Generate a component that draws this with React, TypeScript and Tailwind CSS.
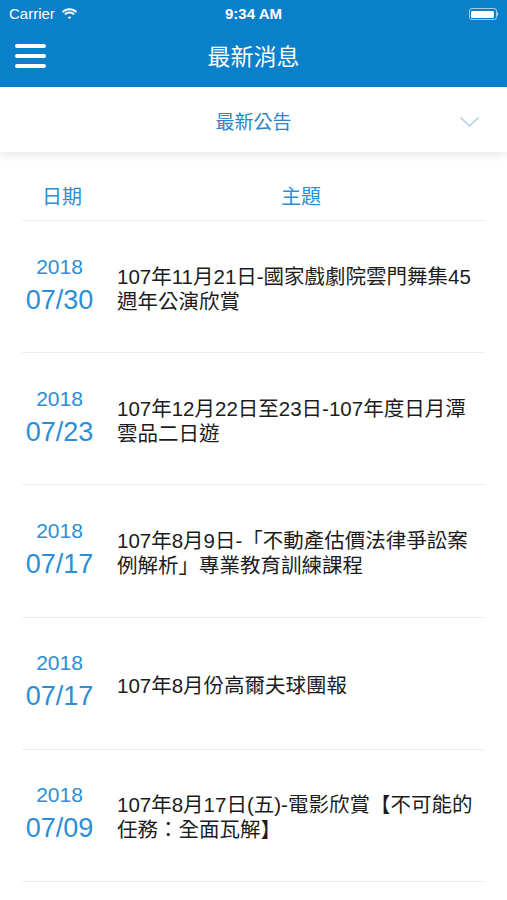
import React from "react";

interface NewsItem {
  year: string;
  date: string;
  title: string;
}

const items: NewsItem[] = [
  { year: "2018", date: "07/30", title: "107年11月21日-國家戲劇院雲門舞集45週年公演欣賞" },
  { year: "2018", date: "07/23", title: "107年12月22日至23日-107年度日月潭雲品二日遊" },
  { year: "2018", date: "07/17", title: "107年8月9日-「不動產估價法律爭訟案例解析」專業教育訓練課程" },
  { year: "2018", date: "07/17", title: "107年8月份高爾夫球團報" },
  { year: "2018", date: "07/09", title: "107年8月17日(五)-電影欣賞【不可能的任務：全面瓦解】" },
];

const font = { fontFamily: '"Liberation Sans", "Noto Sans CJK TC", sans-serif' };

function StatusBar() {
  return (
    <div className="h-[28px] flex items-center justify-between px-[9px] text-white">
      <div className="flex items-center gap-[6px] w-[120px]">
        <span className="text-[15px]">Carrier</span>
        <svg width="17" height="12" viewBox="0 0 17 12" fill="white">
          <path d="M8.5 2.2c2.4 0 4.6.9 6.3 2.5l1.3-1.3C14 1.3 11.4.2 8.5.2S3 1.3.9 3.4l1.3 1.3C3.9 3.1 6.1 2.2 8.5 2.2z" />
          <path d="M8.5 5.4c1.5 0 2.9.6 4 1.6l1.3-1.3C12.4 4.3 10.5 3.5 8.5 3.5s-3.9.8-5.3 2.2l1.3 1.3c1.1-1 2.5-1.6 4-1.6z" />
          <path d="M8.5 8.5c.7 0 1.3.3 1.8.7L8.5 11 6.7 9.2c.5-.4 1.1-.7 1.8-.7z" />
        </svg>
      </div>
      <span className="text-[15px] font-bold">9:34 AM</span>
      <div className="w-[120px] flex justify-end">
        <div className="flex items-center">
          <div className="w-[28px] h-[12px] rounded-[3px] border border-white/60 p-[1.5px]">
            <div className="w-full h-full rounded-[1.5px] bg-white" />
          </div>
          <div className="w-[1.5px] h-[4px] bg-white/60 rounded-r-sm" />
        </div>
      </div>
    </div>
  );
}

export default function App() {
  return (
    <div className="w-[507px] h-[900px] bg-white overflow-hidden" style={font}>
      <div className="bg-[#0a7fca]">
        <StatusBar />
        <div className="h-[59px] flex items-center relative">
          <div className="absolute left-[15px] top-[16px] flex flex-col gap-[6px]">
            <div className="w-[31px] h-[4px] rounded-full bg-white" />
            <div className="w-[31px] h-[4px] rounded-full bg-white" />
            <div className="w-[31px] h-[4px] rounded-full bg-white" />
          </div>
          <div className="flex-1 text-center text-white text-[23px] leading-none">最新消息</div>
        </div>
      </div>

      <div className="h-[65px] flex items-center relative bg-white shadow-[0_4px_8px_rgba(0,0,0,0.08)]">
        <div className="flex-1 text-center text-[#2a86c9] text-[19px] leading-none pt-[6px]">最新公告</div>
        <svg className="absolute right-[28px] top-[30px]" width="19" height="10" viewBox="0 0 19 10" fill="none">
          <path d="M1 1l8.5 8L18 1" stroke="#a9d1ef" strokeWidth="1.6" strokeLinecap="round" strokeLinejoin="round" />
        </svg>
      </div>

      <div className="mx-[22px]">
        <div className="h-[69px] pt-[33px] flex items-start border-b border-[#eeeeee] text-[#2a8fd6] text-[20px]">
          <div className="w-[80px] text-center leading-[24px]">日期</div>
          <div className="flex-1 pl-[15px] text-center leading-[24px]">主題</div>
        </div>
        {items.map((item, i) => (
          <div key={i} className="h-[132.2px] flex items-center border-b border-[#eeeeee]">
            <div className="w-[75px] flex flex-col items-center text-[#2a8fd6]">
              <span className="text-[21px] leading-[20px]">{item.year}</span>
              <span className="text-[27px] leading-[34px] mt-[6px]">{item.date}</span>
            </div>
            <div className="flex-1 pl-[20px] pr-[6px] text-[20.5px] leading-[25px] text-[#1c1c1c] mt-[4px]">
              {item.title}
            </div>
          </div>
        ))}
      </div>
    </div>
  );
}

########################################

* _GIVEN TASK_
Only lines with "React" are wanted here; list each of them.

* _WRITTEN ANSWER_
Generate a component that draws this with React, TypeScript and Tailwind CSS.
import React from "react";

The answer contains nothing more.